Exercise instructions: Word for word, transcribe the lines below and drop the pictures.

Data segment:
==========

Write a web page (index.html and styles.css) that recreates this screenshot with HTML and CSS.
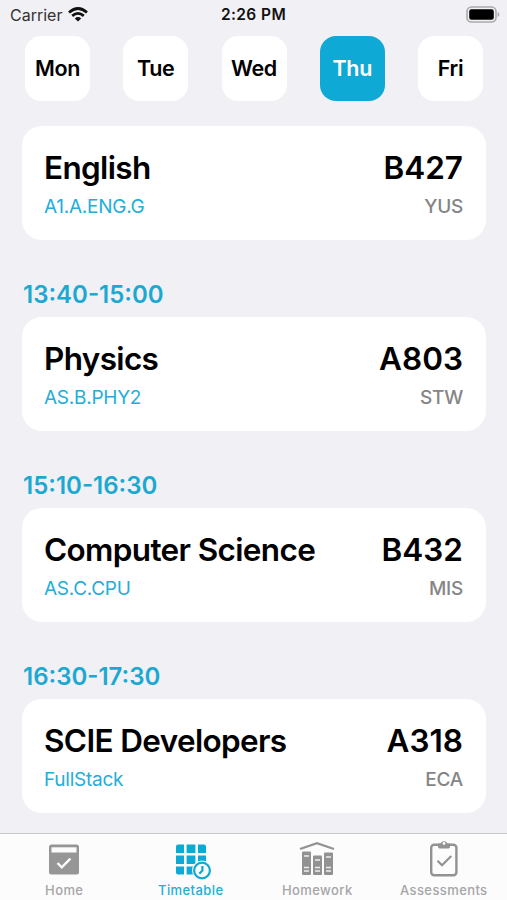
FILE: index.html
```html
<!DOCTYPE html>
<html lang="en">
<head>
  <meta charset="UTF-8" />
  <meta name="viewport" content="width=device-width, initial-scale=1.0"/>
  <title>Timetable</title>
  <link rel="stylesheet" href="styles.css">
</head>
<body>
  <div class="app">
    <header class="status">
      <div class="carrier">
        <span>Carrier</span>
        <svg class="wifi" viewBox="0 0 20 15" width="20" height="15">
          <g fill="none" stroke="#111" stroke-width="2.7">
            <path d="M1 5.4Q10-2.4 19 5.4"/>
            <path d="M4.2 8.9Q10 4 15.8 8.9"/>
          </g>
          <path d="M6.8 11.4Q10 8.8 13.2 11.4L10 14.6Z" fill="#111"/>
        </svg>
      </div>
      <div class="clock">2:26 PM</div>
      <div class="power">
        <svg viewBox="0 0 34 17" width="34" height="17">
          <rect x="1" y="1" width="29" height="15" rx="4.5" fill="none" stroke="#aaaaae" stroke-width="1.6"/>
          <rect x="3.2" y="3.2" width="24.6" height="10.6" rx="2.2" fill="#000"/>
          <path d="M31.6 6Q33.4 6.6 33.4 8.5T31.6 11Z" fill="#aaaaae"/>
        </svg>
      </div>
    </header>

    <nav class="days">
      <button class="day">Mon</button>
      <button class="day">Tue</button>
      <button class="day">Wed</button>
      <button class="day active">Thu</button>
      <button class="day">Fri</button>
    </nav>

    <main class="lessons">
      <div class="card">
        <div class="row"><span class="subject">English</span><span class="room">B427</span></div>
        <div class="row"><span class="code">A1.A.ENG.G</span><span class="teacher">YUS</span></div>
      </div>

      <div class="time">13:40-15:00</div>
      <div class="card">
        <div class="row"><span class="subject">Physics</span><span class="room">A803</span></div>
        <div class="row"><span class="code">AS.B.PHY2</span><span class="teacher">STW</span></div>
      </div>

      <div class="time">15:10-16:30</div>
      <div class="card">
        <div class="row"><span class="subject">Computer Science</span><span class="room">B432</span></div>
        <div class="row"><span class="code">AS.C.CPU</span><span class="teacher">MIS</span></div>
      </div>

      <div class="time">16:30-17:30</div>
      <div class="card">
        <div class="row"><span class="subject">SCIE Developers</span><span class="room">A318</span></div>
        <div class="row"><span class="code">FullStack</span><span class="teacher">ECA</span></div>
      </div>
    </main>

    <nav class="tabs">
      <div class="tab">
        <svg viewBox="0 0 40 42" width="40" height="42">
          <rect x="5" y="5.5" width="30" height="30" rx="2.5" fill="#969696"/>
          <rect x="7.5" y="8.3" width="25" height="5.2" fill="#fcfcfc"/>
          <path d="M13.5 24L17.8 28.3L26.4 19.7" fill="none" stroke="#fcfcfc" stroke-width="2.4"/>
        </svg>
        <span>Home</span>
      </div>
      <div class="tab active">
        <svg viewBox="0 0 40 42" width="40" height="42">
          <g fill="#0fa9d6">
            <path d="M7 5.5h6v8.6H5V7.5a2 2 0 0 1 2-2zM15.6 5.5h8.8v8.6h-8.8zM27 5.5h6a2 2 0 0 1 2 2v6.6h-8z"/>
            <path d="M5 16.5h8v8.6H5zM15.6 16.5h8.8v8.6h-8.8zM27 16.5h8v8.6h-8z"/>
            <path d="M5 27.5h8v8H7a2 2 0 0 1-2-2zM15.6 27.5h8.8v8h-8.8z"/>
          </g>
          <circle cx="31" cy="31.5" r="10" fill="#fcfcfc"/>
          <circle cx="31" cy="31.5" r="7.9" fill="#fcfcfc" stroke="#0fa9d6" stroke-width="2.2"/>
          <path d="M31.4 27V31.5L28.3 34.7" fill="none" stroke="#0fa9d6" stroke-width="2.2"/>
        </svg>
        <span>Timetable</span>
      </div>
      <div class="tab">
        <svg viewBox="0 0 40 42" width="40" height="42">
          <path d="M3 10L20 4.2L37 10" fill="none" stroke="#929292" stroke-width="2.3"/>
          <g fill="#929292">
            <rect x="5" y="12.5" width="9" height="23.5" rx="1"/>
            <rect x="16" y="16.5" width="9" height="19.5" rx="1"/>
            <rect x="27" y="13.5" width="9" height="22.5" rx="1"/>
          </g>
          <path d="M7 17h5M7 28.5h5M7 32h5M18 21h5M18 28.5h5M18 32h5M29 18h5M29 28.5h5M29 32h5" stroke="#eee" stroke-width="1.3"/>
        </svg>
        <span>Homework</span>
      </div>
      <div class="tab">
        <svg viewBox="0 0 40 42" width="40" height="42">
          <rect x="7.2" y="5.7" width="25.2" height="30.5" rx="3" fill="none" stroke="#929292" stroke-width="2.4"/>
          <path d="M14 4.6h2.6a3.6 3.6 0 0 1 6.8 0H26v3.2a1.6 1.6 0 0 1-1.6 1.6h-8.8A1.6 1.6 0 0 1 14 7.8z" fill="#929292"/>
          <circle cx="20" cy="4.5" r="1.4" fill="#fcfcfc"/>
          <path d="M13.5 21.8L18 26.2L27.3 17" fill="none" stroke="#929292" stroke-width="2.2"/>
        </svg>
        <span>Assessments</span>
      </div>
    </nav>
  </div>
</body>
</html>
```
FILE: styles.css
```css
* {
  box-sizing: border-box;
}
body {
  margin: 0;
  background: #f1f0f5;
  font-family: Inter, 'Liberation Sans', sans-serif;
  color: #000;
}
.app {
  height: 900px;
  display: flex;
  flex-direction: column;
  overflow: hidden;
}
/* Status bar */
.status {
  height: 36px;
  padding: 5px 8px 0 8px;
  display: grid;
  grid-template-columns: 1fr auto 1fr;
  font-size: 16px;
  line-height: 20px;
  color: #111;
}
.carrier {
  display: flex;
  gap: 6px;
  padding-left: 2px;
  color: #333;
}
.wifi {
  margin-top: 2px;
}
.clock {
  font-weight: 600;
  font-size: 15.5px;
  letter-spacing: 0.4px;
}
.power {
  display: flex;
  justify-content: flex-end;
  padding-top: 1px;
  margin-right: -1px;
}
/* Day picker */
.days {
  display: flex;
  justify-content: space-between;
  padding: 0 24px 0 25px;
  height: 65px;
}
.day {
  width: 65px;
  height: 65px;
  padding: 0;
  border: none;
  border-radius: 16px;
  background: #fff;
  color: #000;
  font: 600 21.5px/65px Inter, 'Liberation Sans', sans-serif;
  letter-spacing: -0.4px;
}
.day.active {
  background: #0fa9d6;
  color: #fff;
}
/* Lessons */
.lessons {
  flex: 1;
  padding: 25px 21px 0 22px;
}
.card {
  height: 114px;
  padding: 22px 23px 0 22px;
  border-radius: 20px;
  background: #fff;
}
.row {
  display: flex;
  justify-content: space-between;
  line-height: 40px;
}
.row + .row {
  line-height: 38px;
}
.subject,
.room {
  font-size: 31.5px;
  font-weight: 600;
  letter-spacing: -0.65px;
}
.room {
  letter-spacing: 0;
}
.code,
.teacher {
  font-size: 19px;
  letter-spacing: -0.25px;
  color: #23add8;
}
.teacher {
  font-weight: 500;
  color: #858585;
}
.time {
  height: 77px;
  padding: 36px 0 0 1px;
  font-size: 24px;
  font-weight: 600;
  line-height: 38px;
  color: #1ba9d2;
}
/* Tab bar */
.tabs {
  height: 67px;
  display: flex;
  padding-left: 1px;
  background: #fcfcfd;
  border-top: 1px solid #c8c8cb;
}
.tab {
  flex: 0 0 126.5px;
  padding-top: 5px;
  display: flex;
  flex-direction: column;
  align-items: center;
  font-size: 13px;
  font-weight: 500;
  line-height: 18px;
  letter-spacing: 0.4px;
  color: #a5a5a5;
}
.tab.active {
  color: #23add8;
}
```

==========

Output of the task:
Write a web page (index.html and styles.css) that recreates this screenshot with HTML and CSS.
FILE: index.html
```html
<!DOCTYPE html>
<html lang="en">
<head>
  <meta charset="UTF-8" />
  <meta name="viewport" content="width=device-width, initial-scale=1.0"/>
  <title>Timetable</title>
  <link rel="stylesheet" href="styles.css">
</head>
<body>
  <div class="app">
    <header class="status">
      <div class="carrier">
        <span>Carrier</span>
        <svg class="wifi" viewBox="0 0 20 15" width="20" height="15">
          <g fill="none" stroke="#111" stroke-width="2.7">
            <path d="M1 5.4Q10-2.4 19 5.4"/>
            <path d="M4.2 8.9Q10 4 15.8 8.9"/>
          </g>
          <path d="M6.8 11.4Q10 8.8 13.2 11.4L10 14.6Z" fill="#111"/>
        </svg>
      </div>
      <div class="clock">2:26 PM</div>
      <div class="power">
        <svg viewBox="0 0 34 17" width="34" height="17">
          <rect x="1" y="1" width="29" height="15" rx="4.5" fill="none" stroke="#aaaaae" stroke-width="1.6"/>
          <rect x="3.2" y="3.2" width="24.6" height="10.6" rx="2.2" fill="#000"/>
          <path d="M31.6 6Q33.4 6.6 33.4 8.5T31.6 11Z" fill="#aaaaae"/>
        </svg>
      </div>
    </header>

    <nav class="days">
      <button class="day">Mon</button>
      <button class="day">Tue</button>
      <button class="day">Wed</button>
      <button class="day active">Thu</button>
      <button class="day">Fri</button>
    </nav>

    <main class="lessons">
      <div class="card">
        <div class="row"><span class="subject">English</span><span class="room">B427</span></div>
        <div class="row"><span class="code">A1.A.ENG.G</span><span class="teacher">YUS</span></div>
      </div>

      <div class="time">13:40-15:00</div>
      <div class="card">
        <div class="row"><span class="subject">Physics</span><span class="room">A803</span></div>
        <div class="row"><span class="code">AS.B.PHY2</span><span class="teacher">STW</span></div>
      </div>

      <div class="time">15:10-16:30</div>
      <div class="card">
        <div class="row"><span class="subject">Computer Science</span><span class="room">B432</span></div>
        <div class="row"><span class="code">AS.C.CPU</span><span class="teacher">MIS</span></div>
      </div>

      <div class="time">16:30-17:30</div>
      <div class="card">
        <div class="row"><span class="subject">SCIE Developers</span><span class="room">A318</span></div>
        <div class="row"><span class="code">FullStack</span><span class="teacher">ECA</span></div>
      </div>
    </main>

    <nav class="tabs">
      <div class="tab">
        <svg viewBox="0 0 40 42" width="40" height="42">
          <rect x="5" y="5.5" width="30" height="30" rx="2.5" fill="#969696"/>
          <rect x="7.5" y="8.3" width="25" height="5.2" fill="#fcfcfc"/>
          <path d="M13.5 24L17.8 28.3L26.4 19.7" fill="none" stroke="#fcfcfc" stroke-width="2.4"/>
        </svg>
        <span>Home</span>
      </div>
      <div class="tab active">
        <svg viewBox="0 0 40 42" width="40" height="42">
          <g fill="#0fa9d6">
            <path d="M7 5.5h6v8.6H5V7.5a2 2 0 0 1 2-2zM15.6 5.5h8.8v8.6h-8.8zM27 5.5h6a2 2 0 0 1 2 2v6.6h-8z"/>
            <path d="M5 16.5h8v8.6H5zM15.6 16.5h8.8v8.6h-8.8zM27 16.5h8v8.6h-8z"/>
            <path d="M5 27.5h8v8H7a2 2 0 0 1-2-2zM15.6 27.5h8.8v8h-8.8z"/>
          </g>
          <circle cx="31" cy="31.5" r="10" fill="#fcfcfc"/>
          <circle cx="31" cy="31.5" r="7.9" fill="#fcfcfc" stroke="#0fa9d6" stroke-width="2.2"/>
          <path d="M31.4 27V31.5L28.3 34.7" fill="none" stroke="#0fa9d6" stroke-width="2.2"/>
        </svg>
        <span>Timetable</span>
      </div>
      <div class="tab">
        <svg viewBox="0 0 40 42" width="40" height="42">
          <path d="M3 10L20 4.2L37 10" fill="none" stroke="#929292" stroke-width="2.3"/>
          <g fill="#929292">
            <rect x="5" y="12.5" width="9" height="23.5" rx="1"/>
            <rect x="16" y="16.5" width="9" height="19.5" rx="1"/>
            <rect x="27" y="13.5" width="9" height="22.5" rx="1"/>
          </g>
          <path d="M7 17h5M7 28.5h5M7 32h5M18 21h5M18 28.5h5M18 32h5M29 18h5M29 28.5h5M29 32h5" stroke="#eee" stroke-width="1.3"/>
        </svg>
        <span>Homework</span>
      </div>
      <div class="tab">
        <svg viewBox="0 0 40 42" width="40" height="42">
          <rect x="7.2" y="5.7" width="25.2" height="30.5" rx="3" fill="none" stroke="#929292" stroke-width="2.4"/>
          <path d="M14 4.6h2.6a3.6 3.6 0 0 1 6.8 0H26v3.2a1.6 1.6 0 0 1-1.6 1.6h-8.8A1.6 1.6 0 0 1 14 7.8z" fill="#929292"/>
          <circle cx="20" cy="4.5" r="1.4" fill="#fcfcfc"/>
          <path d="M13.5 21.8L18 26.2L27.3 17" fill="none" stroke="#929292" stroke-width="2.2"/>
        </svg>
        <span>Assessments</span>
      </div>
    </nav>
  </div>
</body>
</html>
```
FILE: styles.css
```css
* {
  box-sizing: border-box;
}
body {
  margin: 0;
  background: #f1f0f5;
  font-family: Inter, 'Liberation Sans', sans-serif;
  color: #000;
}
.app {
  height: 900px;
  display: flex;
  flex-direction: column;
  overflow: hidden;
}
/* Status bar */
.status {
  height: 36px;
  padding: 5px 8px 0 8px;
  display: grid;
  grid-template-columns: 1fr auto 1fr;
  font-size: 16px;
  line-height: 20px;
  color: #111;
}
.carrier {
  display: flex;
  gap: 6px;
  padding-left: 2px;
  color: #333;
}
.wifi {
  margin-top: 2px;
}
.clock {
  font-weight: 600;
  font-size: 15.5px;
  letter-spacing: 0.4px;
}
.power {
  display: flex;
  justify-content: flex-end;
  padding-top: 1px;
  margin-right: -1px;
}
/* Day picker */
.days {
  display: flex;
  justify-content: space-between;
  padding: 0 24px 0 25px;
  height: 65px;
}
.day {
  width: 65px;
  height: 65px;
  padding: 0;
  border: none;
  border-radius: 16px;
  background: #fff;
  color: #000;
  font: 600 21.5px/65px Inter, 'Liberation Sans', sans-serif;
  letter-spacing: -0.4px;
}
.day.active {
  background: #0fa9d6;
  color: #fff;
}
/* Lessons */
.lessons {
  flex: 1;
  padding: 25px 21px 0 22px;
}
.card {
  height: 114px;
  padding: 22px 23px 0 22px;
  border-radius: 20px;
  background: #fff;
}
.row {
  display: flex;
  justify-content: space-between;
  line-height: 40px;
}
.row + .row {
  line-height: 38px;
}
.subject,
.room {
  font-size: 31.5px;
  font-weight: 600;
  letter-spacing: -0.65px;
}
.room {
  letter-spacing: 0;
}
.code,
.teacher {
  font-size: 19px;
  letter-spacing: -0.25px;
  color: #23add8;
}
.teacher {
  font-weight: 500;
  color: #858585;
}
.time {
  height: 77px;
  padding: 36px 0 0 1px;
  font-size: 24px;
  font-weight: 600;
  line-height: 38px;
  color: #1ba9d2;
}
/* Tab bar */
.tabs {
  height: 67px;
  display: flex;
  padding-left: 1px;
  background: #fcfcfd;
  border-top: 1px solid #c8c8cb;
}
.tab {
  flex: 0 0 126.5px;
  padding-top: 5px;
  display: flex;
  flex-direction: column;
  align-items: center;
  font-size: 13px;
  font-weight: 500;
  line-height: 18px;
  letter-spacing: 0.4px;
  color: #a5a5a5;
}
.tab.active {
  color: #23add8;
}
```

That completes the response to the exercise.